If you have the latest xplorer² version then you don't need to worry about most of these things. Just type in the string you are looking for in the search box (see pic) and leave all the deciphering to xplorer². The default encoding option is the easiest to use as xplorer² does most of the encoding conversions automatically. Most of the forced encoding options offered are no longer required — just a remnant of older xplorer² versions.
find text dialog

Sometimes you want to search for unprintable characters like a newline (byte code 10 or $0A in hex). xplorer² lets you do that as well, so for example searching for final$0A will match only those files where the word final is a the end of the line. If you know the ASCII code of the character you are looking for you can enter it in the search box as $xx (where xx is the hexadecimal value). xplorer² offers the most typical ones via the Special characters drop down box. Another way would be to tick the regular expression option and use the power of regular expressions to find special characters.

Ok then how can you search for the byte sequence EF BB BF? These 3 bytes in the beginning of a file are the marker for UTF-8 encoding. If you search for the string $EF$BB$BF in the default mode then you won't find anything as xplorer² "eats" these bytes when importing the file. That's where the Raw encoding mode comes handy. Selecting Raw from the encoding drop-down and ticking case sensitive option will allow you to find those files that bear the UTF-8 BOM!

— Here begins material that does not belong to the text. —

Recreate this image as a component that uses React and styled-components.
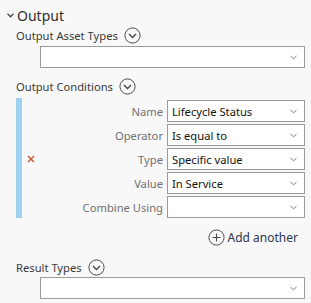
import React from "react"
import styled, { createGlobalStyle } from "styled-components"

const Global = createGlobalStyle`
  body {
    margin: 0;
    background: #f8f8f8;
    font-family: "Noto Sans", "Open Sans", sans-serif;
  }
`

function CircleChevron() {
  return (
    <svg width="17" height="17" viewBox="0 0 17 17">
      <circle cx="8.5" cy="8.5" r="7.6" fill="none" stroke="#4a4a4a" strokeWidth="1" />
      <path d="M5 7 L8.5 10.5 L12 7" fill="none" stroke="#4a4a4a" strokeWidth="1.4" />
    </svg>
  )
}

function Caret() {
  return (
    <svg width="7" height="5" viewBox="0 0 7 5">
      <path d="M0.5 1 L3.5 3.8 L6.5 1" fill="none" stroke="#777" strokeWidth="1" />
    </svg>
  )
}

function Select({ value }) {
  return (
    <SelectBox>
      <span>{value}</span>
      <Caret />
    </SelectBox>
  )
}

const fields = [
  { label: "Name", value: "Lifecycle Status" },
  { label: "Operator", value: "Is equal to" },
  { label: "Type", value: "Specific value", remove: true },
  { label: "Value", value: "In Service" },
  { label: "Combine Using", value: "" },
]

export default function App() {
  return (
    <>
      <Global />
      <Panel>
        <Header>
          <svg width="7" height="5" viewBox="0 0 7 5">
            <path d="M0.5 0.8 L3.5 3.8 L6.5 0.8" fill="none" stroke="#444" strokeWidth="1.3" />
          </svg>
          <span>Output</span>
        </Header>

        <SectionLabel>
          <span>Output Asset Types</span>
          <CircleChevron />
        </SectionLabel>
        <WideSelect><Select value="" /></WideSelect>

        <SectionLabel $top={9}>
          <span>Output Conditions</span>
          <CircleChevron />
        </SectionLabel>
        <Conditions>
          {fields.map((f) => (
            <React.Fragment key={f.label}>
              <Remove>
                {f.remove && (
                  <svg width="8" height="8" viewBox="0 0 8 8">
                    <path d="M1 1 L7 7 M7 1 L1 7" stroke="#cf5a3c" strokeWidth="1.5" />
                  </svg>
                )}
              </Remove>
              <FieldLabel>{f.label}</FieldLabel>
              <Select value={f.value} />
            </React.Fragment>
          ))}
        </Conditions>

        <AddRow>
          <svg width="17" height="17" viewBox="0 0 17 17">
            <circle cx="8.5" cy="8.5" r="7.6" fill="none" stroke="#4a4a4a" strokeWidth="1" />
            <path d="M8.5 4.5 V12.5 M4.5 8.5 H12.5" stroke="#4a4a4a" strokeWidth="1.1" />
          </svg>
          <span>Add another</span>
        </AddRow>

        <SectionLabel $top={12}>
          <span>Result Types</span>
          <CircleChevron />
        </SectionLabel>
        <WideSelect $top={0}><Select value="" /></WideSelect>
      </Panel>
    </>
  )
}

const Panel = styled.div`
  width: 311px;
  height: 303px;
  padding-top: 6px;
  box-sizing: border-box;
`

const Header = styled.div`
  display: flex;
  align-items: center;
  gap: 3px;
  height: 18px;
  padding-left: 7px;
  font-size: 14px;
  color: #2f2f2f;
`

const SectionLabel = styled.div`
  display: flex;
  align-items: center;
  gap: 6px;
  height: 19px;
  margin-top: ${(p) => p.$top ?? 2}px;
  padding-left: 16px;
  font-size: 11.2px;
  color: #3a3a3a;
`

const WideSelect = styled.div`
  margin: ${(p) => p.$top ?? 1}px 6px 0 40px;
`

const SelectBox = styled.div`
  display: flex;
  align-items: center;
  justify-content: space-between;
  height: 22px;
  box-sizing: border-box;
  padding: 0 7px 0 4px;
  background: #fff;
  border: 1px solid #9a9a9a;
  font-size: 11.2px;
  color: #111;
`

const Conditions = styled.div`
  display: grid;
  grid-template-columns: 18px 1fr 138px;
  grid-auto-rows: 22px;
  row-gap: 2px;
  align-items: center;
  margin: 2px 6px 0 16px;
  padding-top: 2px;
  border-left: 6px solid #9fd2f1;
`

const Remove = styled.span`
  display: flex;
  justify-content: center;
`

const FieldLabel = styled.span`
  text-align: right;
  padding-right: 4px;
  font-size: 11.2px;
  color: #707070;
`

const AddRow = styled.div`
  display: flex;
  align-items: center;
  justify-content: flex-end;
  gap: 3px;
  height: 18px;
  margin: 10px 13px 0 0;
  font-size: 12px;
  color: #2b3450;
`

To recap: when searching for text in files, leave the Default encoding option so that xplorer² will figure out the plain text format. The only exceptions are:

For the sake of completeness I mention in passing that you can also add boolean operators when searching for multiple keywords. Finally you cannot search for embedded zero bytes (typing $00 won't work, and neither will \00 in a regular expression); this is the only drawback of an otherwise complete system that makes one proud to behold!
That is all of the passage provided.